8. A method for dedicated group key distribution in systems employing generic object oriented substation events (GOOSE), which comprises the steps of:

defining a group configuration for a GOOSE system having a plurality of field devices;

verifying possession by each of the field devices in the group configuration of an asymmetric key pair;

distributing a group key individually to each field group member device by a substation controller via a secure interaction between the substation controller and the field group member device; and

updating the group key after the group configuration has changed or after a limited period of time.

9. The method for dedicated group key distribution according to claim 8, which further comprises forming the asymmetric key pair from one of a certificate or a public key and a corresponding private key.

10. The method for dedicated group key distribution according to claim 9, which further comprises using a serial number of the certificate to determine group membership.

11. The method for dedicated group key distribution according to claim 9, wherein distributing the group key individually to each of said field group member device by the substation controller via the secure interaction between the substation controller and the group member device includes an asymmetric encryption with the public key per field device.

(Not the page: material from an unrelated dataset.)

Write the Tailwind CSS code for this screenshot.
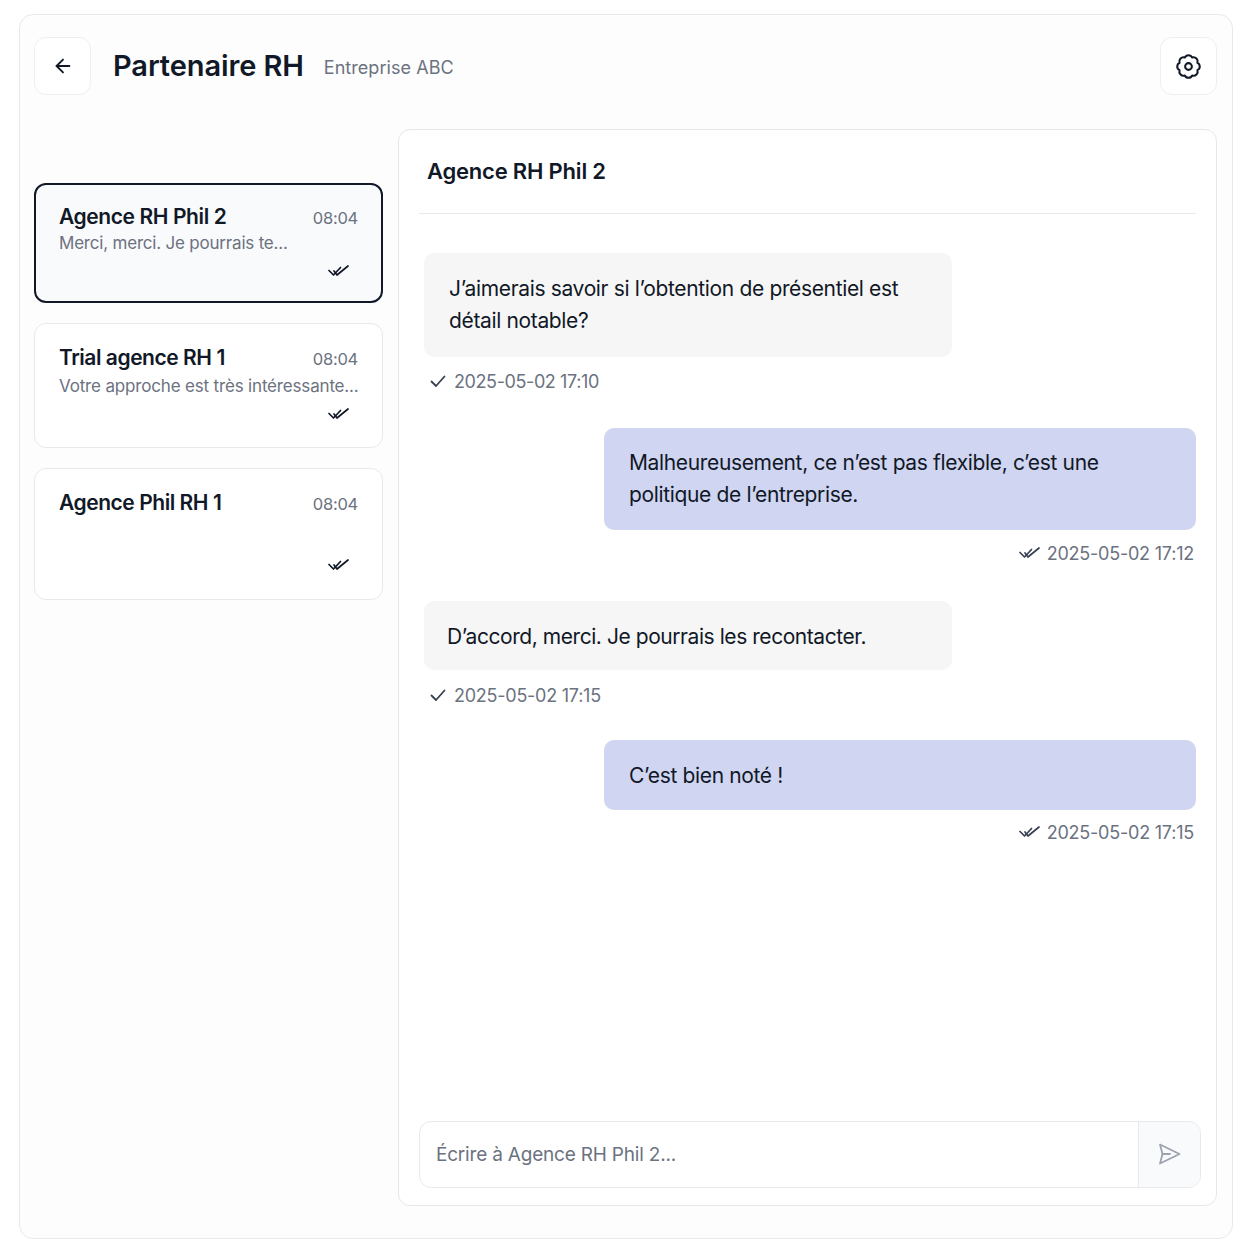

12. The method for dedicated group key distribution according to claim 8, wherein distributing the group key individually to each said field group member device by the substation controller via the secure interaction between the substation controller and the group member device includes a utilization of an encrypted connection between the substation controller and the field device, initiated using the asymmetric key pair.

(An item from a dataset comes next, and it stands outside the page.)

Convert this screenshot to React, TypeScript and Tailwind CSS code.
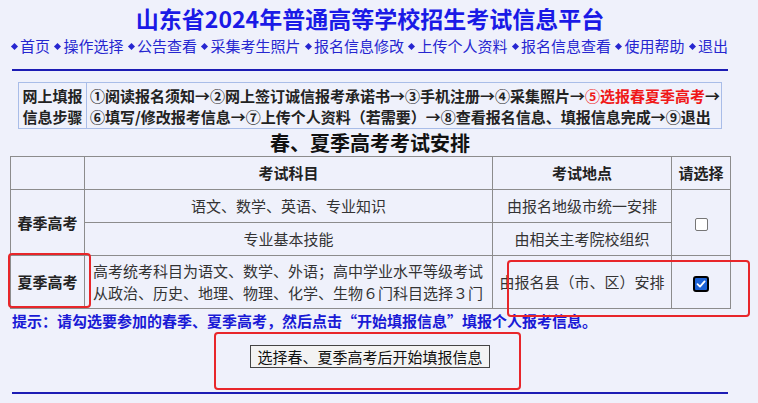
import React from "react";

const font = { fontFamily: '"Noto Sans CJK SC", "Noto Sans", sans-serif' };

function Diamond() {
  return <span className="inline-block w-[5px] h-[5px] rotate-45 bg-current mr-[3px] mb-[3px] align-middle" />;
}

const navItems = ["首页", "操作选择", "公告查看", "采集考生照片", "报名信息修改", "上传个人资料", "报名信息查看", "使用帮助", "退出"];

function CheckedBox() {
  return (
    <span className="inline-flex w-[16px] h-[16px] rounded-[3px] border-2 border-black bg-[#1c62d6] items-center justify-center">
      <svg width="10" height="10" viewBox="0 0 10 10">
        <path d="M1.5 5.2 L4 7.6 L8.6 2.4" fill="none" stroke="white" strokeWidth="1.8" strokeLinecap="round" strokeLinejoin="round" />
      </svg>
    </span>
  );
}

export default function App() {
  const td = "border border-[#8c8c8c] text-center";
  return (
    <div className="relative w-[758px] h-[403px] bg-[#eff1fb] overflow-hidden text-[#222]" style={font}>
      <div className="w-[720px] ml-[10px]">
        <div className="h-[36px] flex items-center justify-center text-[23px] font-bold text-[#1a1ae6] leading-none pt-[1px]">
          山东省2024年普通高等学校招生考试信息平台
        </div>
        <div className="h-[20px] mx-[2px] flex justify-between items-center text-[15px] leading-[20px] text-[#2626d0]">
          {navItems.map((n) => (
            <span key={n} className="whitespace-nowrap">
              <Diamond />
              {n}
            </span>
          ))}
        </div>
        <div className="mt-[13px] mx-[2px] h-[2px] bg-[#1c1cb4]" />
        <div className="mt-[11px] ml-[8px] w-[704px] h-[47px] border border-[#a9bde8] flex text-[15px] font-bold leading-[21px]">
          <div className="w-[68px] border-r border-[#a9bde8] flex flex-col justify-center items-center">
            <div>网上填报</div>
            <div>信息步骤</div>
          </div>
          <div className="flex flex-col justify-center pl-[3px] whitespace-nowrap">
            <div>
              ①阅读报名须知→②网上签订诚信报考承诺书→③手机注册→④采集照片→<span className="text-[#f01818]">⑤选报春夏季高考</span>→
            </div>
            <div>⑥填写/修改报考信息→⑦上传个人资料（若需要）→⑧查看报名信息、填报信息完成→⑨退出</div>
          </div>
        </div>
        <div className="h-[27px] flex items-center justify-center text-[20px] font-bold text-[#111] leading-none pt-[1px]">
          春、夏季高考考试安排
        </div>
        <table className="w-[720px] border-collapse text-[15px] leading-[22px] table-fixed">
          <colgroup>
            <col className="w-[74px]" />
            <col className="w-[408px]" />
            <col className="w-[179px]" />
            <col className="w-[59px]" />
          </colgroup>
          <tbody>
            <tr className="h-[33px] font-bold">
              <td className={td}></td>
              <td className={td}>考试科目</td>
              <td className={td}>考试地点</td>
              <td className={td}>请选择</td>
            </tr>
            <tr className="h-[33px] text-[#333]">
              <td className={`${td} font-bold text-[#222]`} rowSpan={2}>
                春季高考
              </td>
              <td className={td}>语文、数学、英语、专业知识</td>
              <td className={td}>由报名地级市统一安排</td>
              <td className={td} rowSpan={2}>
                <span className="inline-block w-[13px] h-[13px] rounded-[2px] border border-[#767676] bg-white align-middle" />
              </td>
            </tr>
            <tr className="h-[33px] text-[#333]">
              <td className={td}>专业基本技能</td>
              <td className={td}>由相关主考院校组织</td>
            </tr>
            <tr className="h-[53px] text-[#333]">
              <td className={`${td} font-bold text-[#222]`}>夏季高考</td>
              <td className="border border-[#8c8c8c] text-left pl-[8px] whitespace-nowrap">
                <div>高考统考科目为语文、数学、外语；高中学业水平等级考试</div>
                <div>从政治、历史、地理、物理、化学、生物６门科目选择３门</div>
              </td>
              <td className={td}>由报名县（市、区）安排</td>
              <td className={td}>
                <span className="inline-flex align-middle">
                  <CheckedBox />
                </span>
              </td>
            </tr>
          </tbody>
        </table>
        <div className="h-[24px] flex items-center ml-[2px] text-[15px] font-bold text-[#1a1ad6] whitespace-nowrap">
          提示：请勾选要参加的春季、夏季高考，然后点击“开始填报信息”填报个人报考信息。
        </div>
        <div className="h-[59px] flex items-start justify-center pt-[12px]">
          <button className="h-[23px] px-[6px] border border-[#444] bg-[#f3f3f3] text-[15px] leading-[21px] text-[#111]">
            选择春、夏季高考后开始填报信息
          </button>
        </div>
        <div className="mx-[2px] h-[1.5px] bg-[#1c1cb4]" />
      </div>
      {/* red annotation boxes */}
      <div className="absolute left-[8px] top-[253px] w-[83px] h-[55px] border-[2.5px] border-[#e8262a] rounded-[4px]" />
      <div className="absolute left-[507px] top-[260px] w-[243px] h-[57px] border-[2.5px] border-[#e8262a] rounded-[4px]" />
      <div className="absolute left-[214px] top-[332px] w-[307px] h-[58px] border-[2.5px] border-[#e8262a] rounded-[4px]" />
    </div>
  );
}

13. The method for dedicated group key distribution according to claim 8, wherein the step of distributing the group key individually to each said field group member device by the substation controller via the secure interaction between the substation controller and the group member device further includes:

negotiating at least one pair-wise symmetric master key between each said field device and the group controller, which is later used to distribute an actual group key.

14. A group controller pertaining to a topology containing field devices for sending a message onto a ring or a tree structure, secured with a group key, and subscribing field devices reading the message using the group key to verify a message integrity, the group controller facilitating a method for dedicated group key distribution in systems employing generic object oriented substation events (GOOSE), the group controller programmed to:

define a group configuration for a GOOSE system having a plurality of the field devices;

verify possession by each said field device in the group configuration of an asymmetric key pair;

distribute a group key individually to each field group member device by a substation controller via a secure interaction between the substation controller and the group member device; and

update the group key after the group configuration has changed.